Records with interface code:
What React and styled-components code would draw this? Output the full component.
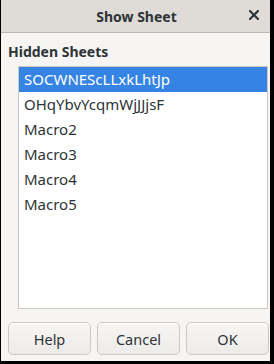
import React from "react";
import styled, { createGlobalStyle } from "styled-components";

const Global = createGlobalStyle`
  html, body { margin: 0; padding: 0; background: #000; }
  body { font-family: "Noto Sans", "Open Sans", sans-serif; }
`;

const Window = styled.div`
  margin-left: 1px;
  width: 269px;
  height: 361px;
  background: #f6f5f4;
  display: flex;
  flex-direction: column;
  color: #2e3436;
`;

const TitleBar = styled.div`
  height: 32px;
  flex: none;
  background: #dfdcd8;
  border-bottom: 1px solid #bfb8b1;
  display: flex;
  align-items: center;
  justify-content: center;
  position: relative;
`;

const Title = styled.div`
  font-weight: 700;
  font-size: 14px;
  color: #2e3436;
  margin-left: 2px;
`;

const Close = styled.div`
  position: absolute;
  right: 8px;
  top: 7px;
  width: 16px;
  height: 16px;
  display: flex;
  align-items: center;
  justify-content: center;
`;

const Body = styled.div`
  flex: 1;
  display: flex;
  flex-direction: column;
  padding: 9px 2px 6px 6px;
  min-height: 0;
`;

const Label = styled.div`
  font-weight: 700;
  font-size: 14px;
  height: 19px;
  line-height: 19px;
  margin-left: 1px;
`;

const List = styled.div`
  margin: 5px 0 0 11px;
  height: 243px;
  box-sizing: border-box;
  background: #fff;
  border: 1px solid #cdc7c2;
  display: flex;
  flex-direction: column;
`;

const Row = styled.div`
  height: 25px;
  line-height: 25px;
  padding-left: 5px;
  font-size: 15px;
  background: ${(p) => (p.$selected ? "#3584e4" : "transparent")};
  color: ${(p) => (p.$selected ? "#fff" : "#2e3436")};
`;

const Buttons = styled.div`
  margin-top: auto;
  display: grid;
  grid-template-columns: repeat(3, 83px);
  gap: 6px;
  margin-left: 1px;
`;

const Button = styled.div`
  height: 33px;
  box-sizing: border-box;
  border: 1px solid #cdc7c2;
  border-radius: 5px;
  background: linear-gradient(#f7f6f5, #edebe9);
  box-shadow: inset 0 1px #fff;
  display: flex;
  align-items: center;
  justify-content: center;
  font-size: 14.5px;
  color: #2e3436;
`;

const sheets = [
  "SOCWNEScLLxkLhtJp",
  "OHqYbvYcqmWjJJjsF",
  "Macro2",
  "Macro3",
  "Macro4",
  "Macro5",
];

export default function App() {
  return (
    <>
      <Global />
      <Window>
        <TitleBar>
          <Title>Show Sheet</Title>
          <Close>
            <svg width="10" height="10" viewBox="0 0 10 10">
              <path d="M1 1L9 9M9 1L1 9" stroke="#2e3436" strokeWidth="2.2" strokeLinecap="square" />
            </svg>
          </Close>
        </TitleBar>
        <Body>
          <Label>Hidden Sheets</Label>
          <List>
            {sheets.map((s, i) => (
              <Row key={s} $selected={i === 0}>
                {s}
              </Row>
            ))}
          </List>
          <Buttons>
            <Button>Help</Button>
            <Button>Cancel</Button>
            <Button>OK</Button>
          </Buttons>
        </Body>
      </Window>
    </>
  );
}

...

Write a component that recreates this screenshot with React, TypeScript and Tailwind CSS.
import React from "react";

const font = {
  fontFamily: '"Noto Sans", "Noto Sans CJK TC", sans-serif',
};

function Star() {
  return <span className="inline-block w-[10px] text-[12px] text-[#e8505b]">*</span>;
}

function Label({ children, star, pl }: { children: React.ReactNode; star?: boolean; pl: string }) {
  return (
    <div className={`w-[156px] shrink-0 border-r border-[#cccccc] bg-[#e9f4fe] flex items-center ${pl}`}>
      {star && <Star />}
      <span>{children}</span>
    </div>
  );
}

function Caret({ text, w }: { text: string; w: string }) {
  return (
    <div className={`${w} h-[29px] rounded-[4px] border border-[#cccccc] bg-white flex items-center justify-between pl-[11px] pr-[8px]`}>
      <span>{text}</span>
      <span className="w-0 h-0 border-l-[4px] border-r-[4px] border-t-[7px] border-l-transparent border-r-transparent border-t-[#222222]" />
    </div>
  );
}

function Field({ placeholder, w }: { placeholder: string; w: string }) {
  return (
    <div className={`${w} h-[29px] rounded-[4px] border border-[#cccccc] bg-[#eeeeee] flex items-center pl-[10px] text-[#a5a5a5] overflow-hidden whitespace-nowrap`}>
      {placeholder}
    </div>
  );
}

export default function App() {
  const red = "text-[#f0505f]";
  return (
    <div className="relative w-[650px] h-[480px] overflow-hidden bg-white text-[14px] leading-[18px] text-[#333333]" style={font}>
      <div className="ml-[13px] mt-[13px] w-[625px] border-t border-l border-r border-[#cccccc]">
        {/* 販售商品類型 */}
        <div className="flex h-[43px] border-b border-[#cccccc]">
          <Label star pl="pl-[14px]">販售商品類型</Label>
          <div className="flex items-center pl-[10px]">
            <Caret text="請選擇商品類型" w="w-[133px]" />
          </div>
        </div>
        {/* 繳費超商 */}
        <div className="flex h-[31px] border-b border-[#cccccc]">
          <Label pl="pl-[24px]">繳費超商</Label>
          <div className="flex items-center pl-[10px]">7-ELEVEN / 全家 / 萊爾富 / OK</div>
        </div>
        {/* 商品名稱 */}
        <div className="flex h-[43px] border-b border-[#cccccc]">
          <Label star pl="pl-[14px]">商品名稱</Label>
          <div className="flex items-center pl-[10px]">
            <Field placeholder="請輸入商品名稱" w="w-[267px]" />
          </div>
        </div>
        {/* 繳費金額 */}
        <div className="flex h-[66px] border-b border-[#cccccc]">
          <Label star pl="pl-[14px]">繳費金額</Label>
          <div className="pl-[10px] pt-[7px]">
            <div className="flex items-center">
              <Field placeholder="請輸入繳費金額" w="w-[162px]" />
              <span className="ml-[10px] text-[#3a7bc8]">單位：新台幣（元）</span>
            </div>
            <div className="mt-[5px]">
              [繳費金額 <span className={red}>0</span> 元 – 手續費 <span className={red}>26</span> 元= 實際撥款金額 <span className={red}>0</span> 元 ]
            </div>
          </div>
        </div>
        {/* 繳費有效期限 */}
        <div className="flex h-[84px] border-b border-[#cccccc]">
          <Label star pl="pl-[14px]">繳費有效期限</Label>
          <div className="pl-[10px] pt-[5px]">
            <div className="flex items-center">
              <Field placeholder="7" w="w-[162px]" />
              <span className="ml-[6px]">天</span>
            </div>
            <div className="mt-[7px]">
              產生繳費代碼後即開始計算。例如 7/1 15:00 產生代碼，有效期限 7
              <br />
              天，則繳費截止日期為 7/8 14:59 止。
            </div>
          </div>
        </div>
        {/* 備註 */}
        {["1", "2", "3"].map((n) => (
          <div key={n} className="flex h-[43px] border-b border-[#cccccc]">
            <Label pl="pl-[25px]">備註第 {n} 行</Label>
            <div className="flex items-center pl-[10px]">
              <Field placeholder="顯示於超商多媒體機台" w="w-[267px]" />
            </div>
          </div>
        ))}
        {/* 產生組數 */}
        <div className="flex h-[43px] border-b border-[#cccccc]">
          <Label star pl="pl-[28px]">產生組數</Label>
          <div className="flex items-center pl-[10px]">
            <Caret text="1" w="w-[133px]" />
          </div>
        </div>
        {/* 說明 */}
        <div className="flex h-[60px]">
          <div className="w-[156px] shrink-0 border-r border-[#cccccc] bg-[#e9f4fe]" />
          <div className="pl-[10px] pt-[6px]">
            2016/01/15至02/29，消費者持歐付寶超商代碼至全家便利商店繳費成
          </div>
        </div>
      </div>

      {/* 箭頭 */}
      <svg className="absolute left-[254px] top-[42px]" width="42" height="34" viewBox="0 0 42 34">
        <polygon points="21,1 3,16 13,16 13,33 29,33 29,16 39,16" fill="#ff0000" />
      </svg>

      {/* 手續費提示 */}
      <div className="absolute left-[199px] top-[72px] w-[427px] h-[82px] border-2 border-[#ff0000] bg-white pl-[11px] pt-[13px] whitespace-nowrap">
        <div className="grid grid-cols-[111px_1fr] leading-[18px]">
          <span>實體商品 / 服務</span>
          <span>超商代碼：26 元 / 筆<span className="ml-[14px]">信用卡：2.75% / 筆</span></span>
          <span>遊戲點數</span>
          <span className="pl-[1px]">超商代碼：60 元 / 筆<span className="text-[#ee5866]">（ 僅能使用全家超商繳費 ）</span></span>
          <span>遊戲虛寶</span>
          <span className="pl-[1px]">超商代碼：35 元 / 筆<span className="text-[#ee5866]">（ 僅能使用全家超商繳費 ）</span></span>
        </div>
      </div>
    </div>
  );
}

▶ _Exercise prompt_
State the number of lines in the data that include the string "components", and add nothing else.

▶ _Worked solution_
2